As many of you will know by the time this post runs, Earl Simmons AKA DMX passed away on Friday, April 9. His death was met with widespread sadness and grief. But it also have resulted in an immense remembering and celebration of his life.
And DMX had a profound impact on my life.
Some of you may be surprised to hear this but it is very true. I’ve shared my love for rap and hip hop music many times on this blog. Anyone who spends any time with me in the OR also quickly recognizes this.
So how did a white middle to upper middle class kid from the suburbs of Buffalo, NY come to love rap?
DMX. That is the answer.
While he started rapping in the late ’80s to early ’90s, his first mainstream album was It’s Dark and Hell is Hot released in 1998. This album featured Ruff Ryders’ Anthem and other classics.
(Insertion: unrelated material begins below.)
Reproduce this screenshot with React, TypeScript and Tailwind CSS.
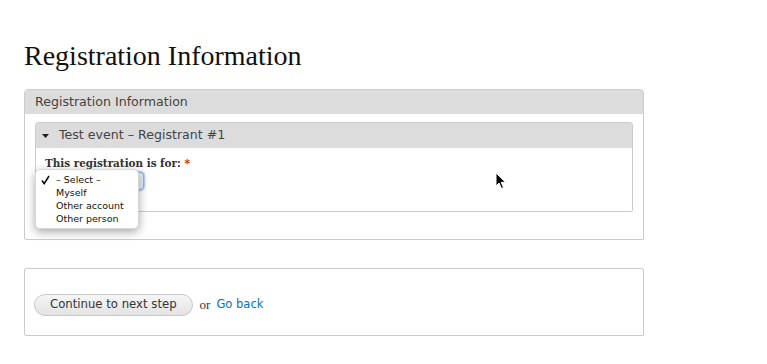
import React from "react";

const serif = { fontFamily: '"Liberation Serif", "DejaVu Serif", serif' };
const dserif = { fontFamily: '"DejaVu Serif", "Liberation Serif", serif' };

export default function App() {
  return (
    <div className="relative w-[767px] h-[364px] overflow-hidden bg-white text-[#333]" style={{ fontFamily: '"DejaVu Sans", "Noto Sans", sans-serif' }}>
      <div className="pl-[24px] pt-[40px] w-[644px]">
        <h1 className="text-[28px] leading-[32px] text-[#111]" style={serif}>Registration Information</h1>

        <div className="mt-[17px] border border-[#cccccc] rounded-t-[4px] rounded-b-[2px]">
          <div className="h-[24px] bg-[#dcdcdc] px-[10px] flex items-center text-[12.6px] text-[#444]">Registration Information</div>
          <div className="pt-[8px] px-[10px] pb-[27px]">
            <div className="border border-[#cccccc] rounded-t-[3px] rounded-b-[2px]">
              <div className="h-[25px] bg-[#dcdcdc] pl-[6px] flex items-center text-[12.6px] text-[#444]">
                <svg width="7" height="4" viewBox="0 0 7 4" className="mr-[10px]"><path d="M0 0H7L3.5 4Z" fill="#222" /></svg>
                <span>Test event – Registrant #1</span>
              </div>
              <div className="relative pl-[9px] pt-[8px] pb-[21px]">
                <div className="text-[10.4px] leading-[14px] font-bold text-[#333]" style={dserif}>
                  This registration is for: <span className="text-[#e00]">*</span>
                </div>
                <div className="mt-[2px] w-[99px] h-[18px] rounded-[4px] border border-[#8fb3e0] bg-[#e8eef8] shadow-[0_0_2px_1px_#9ec0ef]" />
                <div className="absolute left-[-1px] top-[21px] w-[104px] py-[3px] bg-white rounded-[5px] shadow-[0_3px_10px_rgba(0,0,0,0.35)] border border-[#d8d8d8] text-[9.5px] leading-[13px] text-[#111]">
                  <div className="flex items-center">
                    <span className="w-[20px] pl-[5px] flex items-center">
                      <svg width="9" height="10" viewBox="0 0 9 10"><path d="M1 5.5 L3.2 8.6 L8 1" fill="none" stroke="#000" strokeWidth="1.5" /></svg>
                    </span>
                    <span>– Select –</span>
                  </div>
                  <div className="pl-[20px]">Myself</div>
                  <div className="pl-[20px]">Other account</div>
                  <div className="pl-[20px]">Other person</div>
                </div>
              </div>
            </div>
          </div>
        </div>

        <div className="mt-[28px] h-[68px] border border-[#cccccc] rounded-[2px] flex items-center px-[9px] pt-[6px]">
          <button className="h-[22px] px-[15px] rounded-full border border-[#c8c8c8] bg-gradient-to-b from-[#f6f6f6] to-[#e3e3e3] text-[11.7px] text-[#333]">
            Continue to next step
          </button>
          <span className="ml-[7px] text-[13px] text-[#333]" style={serif}>or</span>
          <a className="ml-[6px] text-[11.5px] text-[#0074bd]">Go back</a>
        </div>
      </div>

      <svg className="absolute left-[495px] top-[172px]" width="12" height="18" viewBox="0 0 12 18">
        <path d="M1 1 L1 14 L4 11 L6.5 16.5 L8.5 15.6 L6.2 10.3 L10.5 10.3 Z" fill="#000" stroke="#fff" strokeWidth="1" />
      </svg>
    </div>
  );
}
These songs introduced me to rap.
The in 1999, he released the album …and Then There Was X. This was the first rap album that I ever bought. Actually my mom bought it since I was in 5th grade I think.
I listened to this album over and over again on my Sony Walkman (Yup!). I fell in love with his gruff, raw, and authentic style. His lyrics were conflicted. They reflected the struggles he had been through growing up in an unstable environment. What I loved more was how he transformed these struggles. His verses also reflected the resiliency of rap that I came to identify with.
It’s also true that his lyrics were explicit. I think it’s important to note that this does not take away from their beauty. And it certainly was not corruptive (as has been suggested by many) to a young white suburban boy. In fact, here I am now, as a successful adult writing about his profound positive impact on me.
DMX was flawed
So are all of us.
He struggled with addiction, first being exposed to crack cocaine at age 14. From piecing together reports of his death, it appears it was the result of cardiac arrest after a cocaine overdose. This resulted in cerebral hypoxia and ultimately life support measures were withdrawn. He also had run-ins with the law.
However, like all of us, the measure of our life is not our mistakes but our response to them. And DMX, as reflected in his work, constantly acknowledged and worked on these mistakes. He also was a pastor whose lyrics often reflected his faith. In fact, I used one of his songs for a musical project in 6th grade at my Catholic school.
So thank you Earl Simmons. I doubt that you ever imagined your influence would reach someone like me. But it did. And I am better for it.
My condolences to your family, especially your children. I hope they are comforted by all of the amazing celebrations of your life that have outpoured.
What do you think? How have other artists impacted your formative life? Any DMX stories?